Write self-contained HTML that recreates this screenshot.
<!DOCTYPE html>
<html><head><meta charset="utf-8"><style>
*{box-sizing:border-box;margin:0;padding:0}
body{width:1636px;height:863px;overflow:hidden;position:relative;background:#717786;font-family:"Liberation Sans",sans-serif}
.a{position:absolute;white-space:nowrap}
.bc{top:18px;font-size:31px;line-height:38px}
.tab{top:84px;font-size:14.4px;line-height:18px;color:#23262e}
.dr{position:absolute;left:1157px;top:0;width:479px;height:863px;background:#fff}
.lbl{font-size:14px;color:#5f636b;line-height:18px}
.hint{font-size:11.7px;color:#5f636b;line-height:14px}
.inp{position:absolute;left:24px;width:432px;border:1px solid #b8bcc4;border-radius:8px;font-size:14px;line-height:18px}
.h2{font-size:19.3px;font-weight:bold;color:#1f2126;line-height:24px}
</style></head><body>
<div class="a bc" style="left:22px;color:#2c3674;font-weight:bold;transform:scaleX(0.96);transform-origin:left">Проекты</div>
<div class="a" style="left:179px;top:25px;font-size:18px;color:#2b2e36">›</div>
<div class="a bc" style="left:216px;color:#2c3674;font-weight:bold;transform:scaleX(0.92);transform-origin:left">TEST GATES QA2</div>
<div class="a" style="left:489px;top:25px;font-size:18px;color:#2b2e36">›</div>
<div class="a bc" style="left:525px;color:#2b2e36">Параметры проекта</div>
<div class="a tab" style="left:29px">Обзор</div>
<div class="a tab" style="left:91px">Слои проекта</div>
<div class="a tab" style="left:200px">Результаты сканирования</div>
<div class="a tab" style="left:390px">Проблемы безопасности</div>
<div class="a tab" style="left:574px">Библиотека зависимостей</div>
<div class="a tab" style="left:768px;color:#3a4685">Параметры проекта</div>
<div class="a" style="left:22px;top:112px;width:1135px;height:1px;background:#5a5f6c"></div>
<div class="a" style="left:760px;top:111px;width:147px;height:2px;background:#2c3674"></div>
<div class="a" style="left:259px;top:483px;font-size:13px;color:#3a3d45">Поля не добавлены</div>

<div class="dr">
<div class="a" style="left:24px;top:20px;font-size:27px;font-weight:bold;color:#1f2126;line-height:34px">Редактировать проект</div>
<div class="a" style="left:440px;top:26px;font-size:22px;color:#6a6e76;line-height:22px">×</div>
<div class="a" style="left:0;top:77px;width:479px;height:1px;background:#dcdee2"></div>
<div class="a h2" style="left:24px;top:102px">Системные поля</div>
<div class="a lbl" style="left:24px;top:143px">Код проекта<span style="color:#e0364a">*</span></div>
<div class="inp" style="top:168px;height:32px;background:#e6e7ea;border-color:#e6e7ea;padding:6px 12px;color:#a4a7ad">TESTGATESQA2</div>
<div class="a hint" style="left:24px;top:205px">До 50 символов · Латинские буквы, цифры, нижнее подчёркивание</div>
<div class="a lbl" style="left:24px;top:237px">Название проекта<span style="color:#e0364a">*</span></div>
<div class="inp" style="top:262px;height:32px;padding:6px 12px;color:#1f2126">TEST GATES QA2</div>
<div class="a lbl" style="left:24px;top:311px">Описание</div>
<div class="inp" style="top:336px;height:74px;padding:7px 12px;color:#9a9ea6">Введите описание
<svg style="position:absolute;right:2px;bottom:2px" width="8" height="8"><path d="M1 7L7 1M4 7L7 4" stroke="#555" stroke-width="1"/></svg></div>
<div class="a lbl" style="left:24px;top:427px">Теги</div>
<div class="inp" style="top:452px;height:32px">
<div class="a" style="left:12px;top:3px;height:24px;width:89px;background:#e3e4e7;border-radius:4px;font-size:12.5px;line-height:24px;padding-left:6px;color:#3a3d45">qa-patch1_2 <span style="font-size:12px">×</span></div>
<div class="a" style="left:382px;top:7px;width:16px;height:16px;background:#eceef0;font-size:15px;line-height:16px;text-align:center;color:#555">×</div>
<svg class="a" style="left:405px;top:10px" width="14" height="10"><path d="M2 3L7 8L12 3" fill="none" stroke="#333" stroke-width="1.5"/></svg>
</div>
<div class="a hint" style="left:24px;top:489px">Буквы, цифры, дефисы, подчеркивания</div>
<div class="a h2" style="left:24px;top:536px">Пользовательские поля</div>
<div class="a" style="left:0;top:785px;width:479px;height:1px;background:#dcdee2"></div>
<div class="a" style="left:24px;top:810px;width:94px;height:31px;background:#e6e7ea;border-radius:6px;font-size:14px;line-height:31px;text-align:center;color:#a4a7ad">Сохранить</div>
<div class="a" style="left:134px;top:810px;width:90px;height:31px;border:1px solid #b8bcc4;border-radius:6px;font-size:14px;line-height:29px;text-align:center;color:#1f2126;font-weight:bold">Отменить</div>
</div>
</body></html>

▬▬▬

Your objective :: Write the listing out again, exactly as shown above.

In response ::
Write self-contained HTML that recreates this screenshot.
<!DOCTYPE html>
<html><head><meta charset="utf-8"><style>
*{box-sizing:border-box;margin:0;padding:0}
body{width:1636px;height:863px;overflow:hidden;position:relative;background:#717786;font-family:"Liberation Sans",sans-serif}
.a{position:absolute;white-space:nowrap}
.bc{top:18px;font-size:31px;line-height:38px}
.tab{top:84px;font-size:14.4px;line-height:18px;color:#23262e}
.dr{position:absolute;left:1157px;top:0;width:479px;height:863px;background:#fff}
.lbl{font-size:14px;color:#5f636b;line-height:18px}
.hint{font-size:11.7px;color:#5f636b;line-height:14px}
.inp{position:absolute;left:24px;width:432px;border:1px solid #b8bcc4;border-radius:8px;font-size:14px;line-height:18px}
.h2{font-size:19.3px;font-weight:bold;color:#1f2126;line-height:24px}
</style></head><body>
<div class="a bc" style="left:22px;color:#2c3674;font-weight:bold;transform:scaleX(0.96);transform-origin:left">Проекты</div>
<div class="a" style="left:179px;top:25px;font-size:18px;color:#2b2e36">›</div>
<div class="a bc" style="left:216px;color:#2c3674;font-weight:bold;transform:scaleX(0.92);transform-origin:left">TEST GATES QA2</div>
<div class="a" style="left:489px;top:25px;font-size:18px;color:#2b2e36">›</div>
<div class="a bc" style="left:525px;color:#2b2e36">Параметры проекта</div>
<div class="a tab" style="left:29px">Обзор</div>
<div class="a tab" style="left:91px">Слои проекта</div>
<div class="a tab" style="left:200px">Результаты сканирования</div>
<div class="a tab" style="left:390px">Проблемы безопасности</div>
<div class="a tab" style="left:574px">Библиотека зависимостей</div>
<div class="a tab" style="left:768px;color:#3a4685">Параметры проекта</div>
<div class="a" style="left:22px;top:112px;width:1135px;height:1px;background:#5a5f6c"></div>
<div class="a" style="left:760px;top:111px;width:147px;height:2px;background:#2c3674"></div>
<div class="a" style="left:259px;top:483px;font-size:13px;color:#3a3d45">Поля не добавлены</div>

<div class="dr">
<div class="a" style="left:24px;top:20px;font-size:27px;font-weight:bold;color:#1f2126;line-height:34px">Редактировать проект</div>
<div class="a" style="left:440px;top:26px;font-size:22px;color:#6a6e76;line-height:22px">×</div>
<div class="a" style="left:0;top:77px;width:479px;height:1px;background:#dcdee2"></div>
<div class="a h2" style="left:24px;top:102px">Системные поля</div>
<div class="a lbl" style="left:24px;top:143px">Код проекта<span style="color:#e0364a">*</span></div>
<div class="inp" style="top:168px;height:32px;background:#e6e7ea;border-color:#e6e7ea;padding:6px 12px;color:#a4a7ad">TESTGATESQA2</div>
<div class="a hint" style="left:24px;top:205px">До 50 символов · Латинские буквы, цифры, нижнее подчёркивание</div>
<div class="a lbl" style="left:24px;top:237px">Название проекта<span style="color:#e0364a">*</span></div>
<div class="inp" style="top:262px;height:32px;padding:6px 12px;color:#1f2126">TEST GATES QA2</div>
<div class="a lbl" style="left:24px;top:311px">Описание</div>
<div class="inp" style="top:336px;height:74px;padding:7px 12px;color:#9a9ea6">Введите описание
<svg style="position:absolute;right:2px;bottom:2px" width="8" height="8"><path d="M1 7L7 1M4 7L7 4" stroke="#555" stroke-width="1"/></svg></div>
<div class="a lbl" style="left:24px;top:427px">Теги</div>
<div class="inp" style="top:452px;height:32px">
<div class="a" style="left:12px;top:3px;height:24px;width:89px;background:#e3e4e7;border-radius:4px;font-size:12.5px;line-height:24px;padding-left:6px;color:#3a3d45">qa-patch1_2 <span style="font-size:12px">×</span></div>
<div class="a" style="left:382px;top:7px;width:16px;height:16px;background:#eceef0;font-size:15px;line-height:16px;text-align:center;color:#555">×</div>
<svg class="a" style="left:405px;top:10px" width="14" height="10"><path d="M2 3L7 8L12 3" fill="none" stroke="#333" stroke-width="1.5"/></svg>
</div>
<div class="a hint" style="left:24px;top:489px">Буквы, цифры, дефисы, подчеркивания</div>
<div class="a h2" style="left:24px;top:536px">Пользовательские поля</div>
<div class="a" style="left:0;top:785px;width:479px;height:1px;background:#dcdee2"></div>
<div class="a" style="left:24px;top:810px;width:94px;height:31px;background:#e6e7ea;border-radius:6px;font-size:14px;line-height:31px;text-align:center;color:#a4a7ad">Сохранить</div>
<div class="a" style="left:134px;top:810px;width:90px;height:31px;border:1px solid #b8bcc4;border-radius:6px;font-size:14px;line-height:29px;text-align:center;color:#1f2126;font-weight:bold">Отменить</div>
</div>
</body></html>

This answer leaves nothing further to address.